Sunday, March 25, 2012
Beauty is a Species of Value
A visitor to my studio stood in front of one of my paintings and sighed, "I wish I could afford that." The painting in question was priced at $3500. The visitor had arrived in a $35,000 automobile. She probably also owned a $2,000 refrigerator, a $3,000 computer, and a house full of unexceptional furniture that she had paid tens of thousands of dollars for. Her vacations which she took at least twice a year probably cost $7,000-10,000 a throw.
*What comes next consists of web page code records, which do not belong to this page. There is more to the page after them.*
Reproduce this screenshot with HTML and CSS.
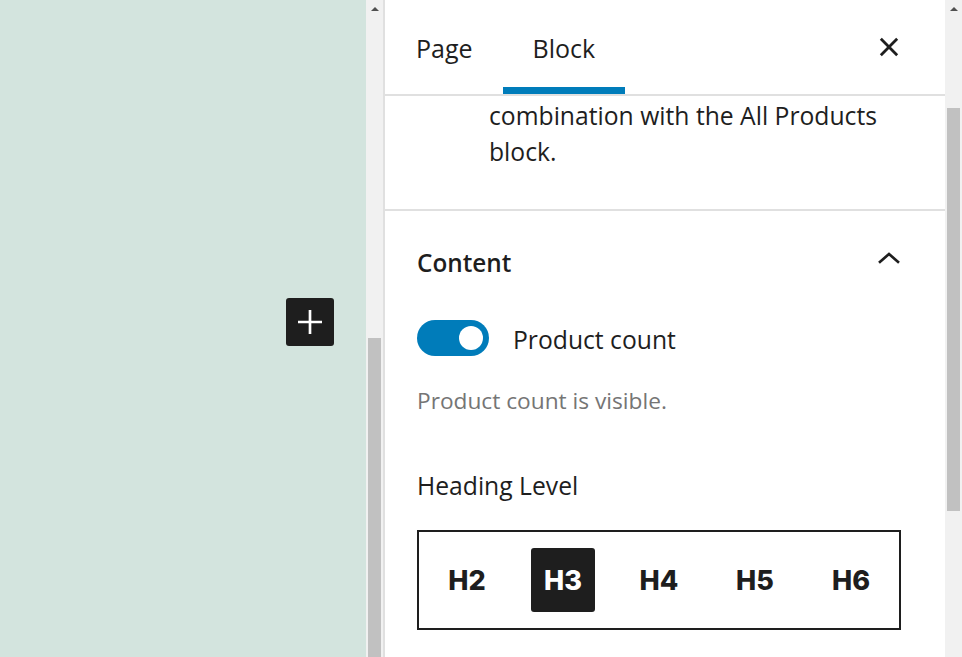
FILE: index.html
```html
<!DOCTYPE html>
<html lang="en">
<head>
<meta charset="utf-8">
<title>Block settings</title>
<link rel="stylesheet" href="styles.css">
</head>
<body>
<div class="app">
  <div class="canvas">
    <button class="inserter" aria-label="Add block">
      <svg viewBox="0 0 24 24" width="24" height="24"><path d="M11 3h2v8h8v2h-8v8h-2v-8H3v-2h8z" fill="#fff"/></svg>
    </button>
  </div>
  <div class="scrollbar left-bar">
    <div class="arrow"></div>
    <div class="track left-track"><div class="thumb"></div></div>
  </div>
  <aside class="sidebar">
    <div class="header">
      <div class="tabs">
        <div class="tab">Page</div>
        <div class="tab active">Block</div>
      </div>
      <button class="close" aria-label="Close">
        <svg viewBox="0 0 24 24" width="24" height="24"><path d="M5 5L19 19M19 5L5 19" stroke="#1e1e1e" stroke-width="2.4"/></svg>
      </button>
    </div>
    <div class="card">
      <p class="desc">combination with the All Products block.</p>
    </div>
    <div class="panel">
      <div class="panel-title">
        <span>Content</span>
        <svg viewBox="0 0 24 24" width="32" height="32"><path d="M4.5 15.5L12 9l7.5 6.5" fill="none" stroke="#1e1e1e" stroke-width="2"/></svg>
      </div>
      <div class="toggle-row">
        <span class="toggle"><span class="knob"></span></span>
        <span class="toggle-label">Product count</span>
      </div>
      <p class="help">Product count is visible.</p>
      <p class="field-label">Heading Level</p>
      <div class="levels">
        <span class="level">H2</span>
        <span class="level selected">H3</span>
        <span class="level">H4</span>
        <span class="level">H5</span>
        <span class="level">H6</span>
      </div>
    </div>
  </aside>
  <div class="scrollbar right-bar">
    <div class="arrow"></div>
    <div class="track right-track"><div class="thumb"></div></div>
  </div>
</div>
</body>
</html>
```

FILE: styles.css
```css
* { box-sizing: border-box; }
html, body { margin: 0; padding: 0; }
body {
  width: 962px;
  height: 657px;
  overflow: hidden;
  font-family: "Open Sans", "Noto Sans", sans-serif;
  color: #1e1e1e;
  background: #fff;
}
.app {
  display: flex;
  height: 657px;
}
.canvas {
  width: 366px;
  background: #d3e4de;
  display: flex;
  flex-direction: column;
  align-items: flex-end;
  padding: 298px 32px 0 0;
}
.inserter {
  width: 48px;
  height: 48px;
  border: 0;
  border-radius: 3px;
  background: #1e1e1e;
  display: flex;
  align-items: center;
  justify-content: center;
  padding: 0;
}
.inserter svg { width: 32px; height: 32px; }
.scrollbar {
  width: 17px;
  background: #f1f1f1;
  display: flex;
  flex-direction: column;
}
.left-bar { border-right: 2px solid #e0e0e0; width: 19px; }
.arrow {
  height: 17px;
  display: flex;
  justify-content: center;
  align-items: center;
}
.arrow::before {
  content: "";
  border-left: 4px solid transparent;
  border-right: 4px solid transparent;
  border-bottom: 4px solid #505050;
}
.track { flex: 1; display: flex; flex-direction: column; padding: 0 2px; }
.left-track { padding-top: 321px; }
.left-track .thumb { flex: 1; background: #c1c1c1; }
.right-track { padding-top: 91px; }
.right-track .thumb { height: 403px; background: #c1c1c1; }
.sidebar {
  width: 560px;
  display: flex;
  flex-direction: column;
}
.header {
  height: 96px;
  border-bottom: 2px solid #e0e0e0;
  display: flex;
  justify-content: space-between;
  align-items: stretch;
}
.tabs { display: flex; padding-left: 1px; }
.tab {
  padding: 0 30px;
  font-size: 25px;
  font-weight: 500;
  display: flex;
  align-items: center;
  border-bottom: 7px solid transparent;
  padding-top: 9px;
}
.tab.active { border-bottom-color: #007cba; }
.close {
  border: 0;
  background: none;
  width: 48px;
  height: 48px;
  margin: 23px 32px 0 0;
  padding: 0;
  display: flex;
  align-items: center;
  justify-content: center;
}
.close svg { width: 28px; height: 28px; }
.card {
  padding: 0 32px 0 104px;
  height: 115px;
  border-bottom: 2px solid #e0e0e0;
}
.desc {
  margin: 2px 0 0;
  font-size: 24.7px;
  line-height: 36px;
}
.panel { padding: 0 32px; }
.panel-title {
  height: 104px;
  display: flex;
  align-items: center;
  justify-content: space-between;
  font-size: 24.3px;
  font-weight: 600;
  padding-bottom: 2px;
}
.panel-title svg { margin-right: 8px; margin-top: -8px; }
.toggle-row {
  display: flex;
  align-items: center;
  gap: 24px;
  margin-top: 5px;
}
.toggle {
  width: 72px;
  height: 36px;
  border-radius: 18px;
  background: #007cba;
  position: relative;
  flex: none;
}
.knob {
  position: absolute;
  width: 24px;
  height: 24px;
  border-radius: 50%;
  background: #fff;
  top: 6px;
  right: 6px;
}
.toggle-label { font-size: 24.7px; line-height: 36px; position: relative; top: 2px; }
.help {
  margin: 27px 0 0;
  font-size: 22.7px;
  line-height: 36px;
  color: #757575;
}
.field-label {
  margin: 49px 0 0;
  font-size: 24.7px;
  line-height: 36px;
}
.levels {
  margin-top: 26px;
  width: 484px;
  height: 100px;
  border: 2px solid #1e1e1e;
  display: flex;
  align-items: center;
  padding: 0 0 0 16px;
  gap: 32px;
}
.level {
  width: 64px;
  height: 64px;
  border-radius: 3px;
  display: flex;
  align-items: center;
  justify-content: center;
  font-family: "Inter", sans-serif;
  font-weight: 800;
  font-size: 27px;
}
.level.selected { background: #1e1e1e; color: #fff; }
```
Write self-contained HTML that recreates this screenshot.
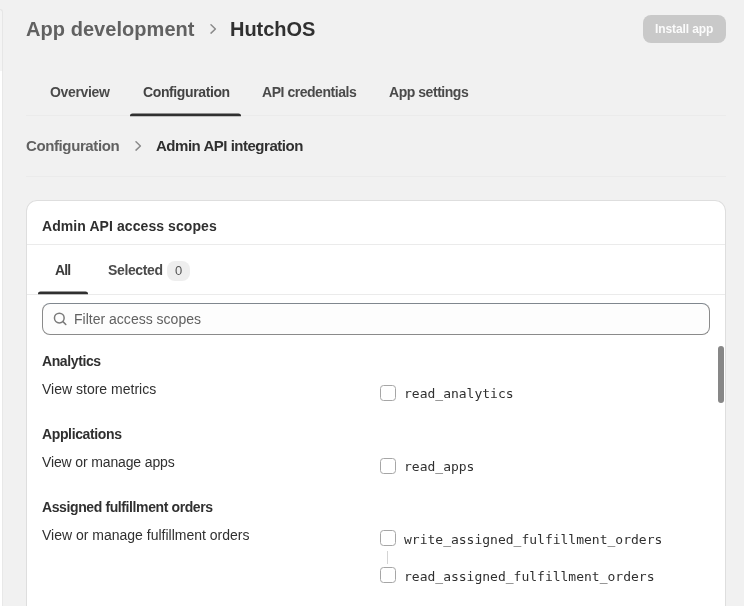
<!DOCTYPE html>
<html lang="en">
<head>
<meta charset="utf-8">
<title>HutchOS - App development - Admin API integration</title>
<style>
html,body{margin:0;padding:0}
body{width:744px;height:606px;overflow:hidden;background:#f1f1f1;font-family:"Liberation Sans",sans-serif}
.abs{position:absolute}
.t{position:absolute;margin:0;padding:0;white-space:nowrap;display:block;text-decoration:none;will-change:transform}
svg{position:absolute;overflow:visible}
/* left rail sliver */
#strip1{left:0;top:9px;width:2px;height:61px;background:#f4f4f4;border-right:1px solid #e6e6e6;border-top:1px solid #e6e6e6;border-top-right-radius:4px}
#strip2{left:0;top:71px;width:2px;height:535px;background:#fff;border-right:1px solid #e8e8e8}
/* page header */
#btn{left:643px;top:15px;width:83px;height:28px;border-radius:8px;background:#c9c9c9}
.hr{position:absolute;height:1px;background:#ebebeb}
/* card */
#card{left:26px;top:200px;width:700px;height:420px;background:#fff;border-radius:11px;box-shadow:0 0 0 1px #dedede inset}
#badge{left:167px;top:261px;width:23px;height:20px;border-radius:8px;background:#eeeeee}
#search{left:42px;top:303px;width:666px;height:30px;border:1px solid #8a8a8a;border-top-color:#80878e;border-radius:8px;background:#fdfdfd}
#sb{left:718px;top:346px;width:6px;height:57px;border-radius:3px;background:#878787}
.cb{position:absolute;left:380px;width:14px;height:14px;border:1px solid #a6a6a6;border-radius:3.5px;background:#fff}
#conn{left:387px;top:551px;width:1px;height:13px;background:#d4d4d4}
/* text placement */
#t1{left:26.20px;top:19.00px;font:700 20px/20px "Liberation Sans", sans-serif;color:#616161;letter-spacing:0.051px}
#t2{left:230.15px;top:19.00px;font:700 20px/20px "Liberation Sans", sans-serif;color:#303030;letter-spacing:-0.030px}
#t3{left:655.00px;top:23.00px;font:700 12px/12px "Liberation Sans", sans-serif;color:#fbfbfb;letter-spacing:-0.108px}
#t4{left:50.00px;top:85.00px;font:700 14px/14px "Liberation Sans", sans-serif;color:#4a4a4a;letter-spacing:-0.347px}
#t5{left:142.96px;top:85.00px;font:700 14px/14px "Liberation Sans", sans-serif;color:#434343;letter-spacing:-0.383px}
#t6{left:261.90px;top:85.00px;font:700 14px/14px "Liberation Sans", sans-serif;color:#4a4a4a;letter-spacing:-0.463px}
#t7{left:389.04px;top:85.00px;font:700 14px/14px "Liberation Sans", sans-serif;color:#4a4a4a;letter-spacing:-0.458px}
#t8{left:26.00px;top:138.00px;font:700 15px/15px "Liberation Sans", sans-serif;color:#616161;letter-spacing:-0.390px}
#t9{left:156.03px;top:138.00px;font:700 15px/15px "Liberation Sans", sans-serif;color:#303030;letter-spacing:-0.482px}
#t10{left:42.04px;top:219.00px;font:700 14px/14px "Liberation Sans", sans-serif;color:#303030;letter-spacing:0.078px}
#t11{left:55.00px;top:263.00px;font:700 14px/14px "Liberation Sans", sans-serif;color:#3a3a3a;letter-spacing:-0.855px}
#t12{left:108.30px;top:263.00px;font:700 14px/14px "Liberation Sans", sans-serif;color:#4a4a4a;letter-spacing:-0.360px}
#t13{left:174.85px;top:264.00px;font:400 13px/13px "Liberation Sans", sans-serif;color:#555555;letter-spacing:0.000px}
#t14{left:74.12px;top:312.00px;font:400 14px/14px "Liberation Sans", sans-serif;color:#616161;letter-spacing:0.009px}
#t15{left:42.20px;top:354.00px;font:700 14px/14px "Liberation Sans", sans-serif;color:#303030;letter-spacing:-0.394px}
#t16{left:42.20px;top:382.00px;font:400 14px/14px "Liberation Sans", sans-serif;color:#303030;letter-spacing:0.005px}
#t17{left:42.20px;top:427.00px;font:700 14px/14px "Liberation Sans", sans-serif;color:#303030;letter-spacing:-0.366px}
#t18{left:42.20px;top:455.00px;font:400 14px/14px "Liberation Sans", sans-serif;color:#303030;letter-spacing:-0.135px}
#t19{left:42.20px;top:500.00px;font:700 14px/14px "Liberation Sans", sans-serif;color:#303030;letter-spacing:-0.391px}
#t20{left:42.20px;top:528.00px;font:400 14px/14px "Liberation Sans", sans-serif;color:#303030;letter-spacing:-0.003px}
#m1{left:404.34px;top:387.00px;font:400 13px/13px "DejaVu Sans Mono", "Liberation Mono", monospace;color:#303030;letter-spacing:0.000px}
#m2{left:404.34px;top:460.00px;font:400 13px/13px "DejaVu Sans Mono", "Liberation Mono", monospace;color:#303030;letter-spacing:0.000px}
#m3{left:404.34px;top:533.00px;font:400 13px/13px "DejaVu Sans Mono", "Liberation Mono", monospace;color:#303030;letter-spacing:0.000px}
#m4{left:404.34px;top:570.00px;font:400 13px/13px "DejaVu Sans Mono", "Liberation Mono", monospace;color:#303030;letter-spacing:0.000px}
</style>
</head>
<body>
<div class="abs ns" id="strip1"></div>
<div class="abs ns" id="strip2"></div>

<header>
  <nav aria-label="Breadcrumb">
    <a class="t" id="t1">App development</a>
    <svg class="ns" style="left:209px;top:23px" width="9" height="12" viewBox="0 0 9 12"><path d="M2 1.8 L6.4 6.05 L2 10.1" fill="none" stroke="#8a8a8a" stroke-width="1.5" stroke-linecap="round" stroke-linejoin="round"/></svg>
    <h1 class="t" id="t2">HutchOS</h1>
  </nav>
  <div class="abs ns" id="btn" role="button" aria-disabled="true"></div>
  <span class="t" id="t3">Install app</span>
</header>

<nav aria-label="App sections">
  <div class="hr ns" style="left:26px;top:115px;width:700px"></div>
  <a class="t" id="t4">Overview</a>
  <a class="t" id="t5">Configuration</a>
  <a class="t" id="t6">API credentials</a>
  <a class="t" id="t7">App settings</a>
</nav>

<main>
  <nav aria-label="Configuration breadcrumb">
    <a class="t" id="t8">Configuration</a>
    <svg class="ns" style="left:134px;top:140px" width="9" height="12" viewBox="0 0 9 12"><path d="M2 1.8 L6.4 6.05 L2 10.1" fill="none" stroke="#8a8a8a" stroke-width="1.5" stroke-linecap="round" stroke-linejoin="round"/></svg>
    <span class="t" id="t9">Admin API integration</span>
    <div class="hr ns" style="left:26px;top:176px;width:700px"></div>
  </nav>

  <section aria-label="Admin API access scopes">
    <div class="abs ns" id="card"></div>
    <h2 class="t" id="t10">Admin API access scopes</h2>
    <div class="hr ns" style="left:27px;top:244px;width:698px"></div>

    <div role="tablist">
      <span class="t" id="t11" role="tab">All</span>
      <span class="t" id="t12" role="tab">Selected</span>
      <div class="abs ns" id="badge"></div>
      <span class="t" id="t13">0</span>
      <div class="hr ns" style="left:27px;top:294px;width:698px"></div>
    </div>

    <div role="search">
      <div class="abs ns" id="search"></div>
      <svg class="ns" style="left:53px;top:312px" width="14" height="14" viewBox="0 0 14 14"><circle cx="6.3" cy="6.05" r="4.85" fill="none" stroke="#7a7a7a" stroke-width="1.5"/><path d="M9.95 9.6 L12.8 12.5" stroke="#7a7a7a" stroke-width="1.5" stroke-linecap="round"/></svg>
      <span class="t" id="t14">Filter access scopes</span>
    </div>
    <div class="abs ns" id="sb"></div>

    <div class="scope-group">
      <h3 class="t" id="t15">Analytics</h3>
      <p class="t" id="t16">View store metrics</p>
      <div class="cb ns" style="top:385px"></div>
      <label class="t" id="m1">read_analytics</label>
    </div>

    <div class="scope-group">
      <h3 class="t" id="t17">Applications</h3>
      <p class="t" id="t18">View or manage apps</p>
      <div class="cb ns" style="top:458px"></div>
      <label class="t" id="m2">read_apps</label>
    </div>

    <div class="scope-group">
      <h3 class="t" id="t19">Assigned fulfillment orders</h3>
      <p class="t" id="t20">View or manage fulfillment orders</p>
      <div class="cb ns" style="top:530px"></div>
      <label class="t" id="m3">write_assigned_fulfillment_orders</label>
      <div class="abs ns" id="conn"></div>
      <div class="cb ns" style="top:567px"></div>
      <label class="t" id="m4">read_assigned_fulfillment_orders</label>
    </div>
  </section>
</main>

<!-- active tab indicators -->
<svg class="ns" style="left:0;top:0" width="744" height="606"><path d="M130 116.2 V115.6 Q130 113.6 132.5 113.6 H238.5 Q241 113.6 241 115.6 V116.2 Z" fill="#303030"/><path d="M38 294.2 V293.6 Q38 291.6 40.5 291.6 H85.5 Q88 291.6 88 293.6 V294.2 Z" fill="#303030"/></svg>
</body>
</html>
The question in my mind at the time was "Is she angling for a better price or does she in fact believe her own statement?" So I asked her if the painting became something she owned what would its value be to her compared to everything else she owned? "Oh," She said, "It would be a treasure." "Why so," I asked. "Because it's just so beautiful," she replied. So I took out my pen and wrote another zero behind the $3500 making it $35,000. "There" I said, "That's a more appropriate price for so rare an object. And I challenge you, Madam, to find something so beautiful for a lesser price." Sadly, she lacked the grace to be humored and left in a huff. For my part, I was elated. I don't make art to make money. I make art to make beauty. Currency can change, money can become worthless, but beauty remains a species of value. Long after all the objects owned by this woman have gone to the dump, the car-crusher, the re-cycling bin, the painting will continue to have value, to serve the human sense of beauty.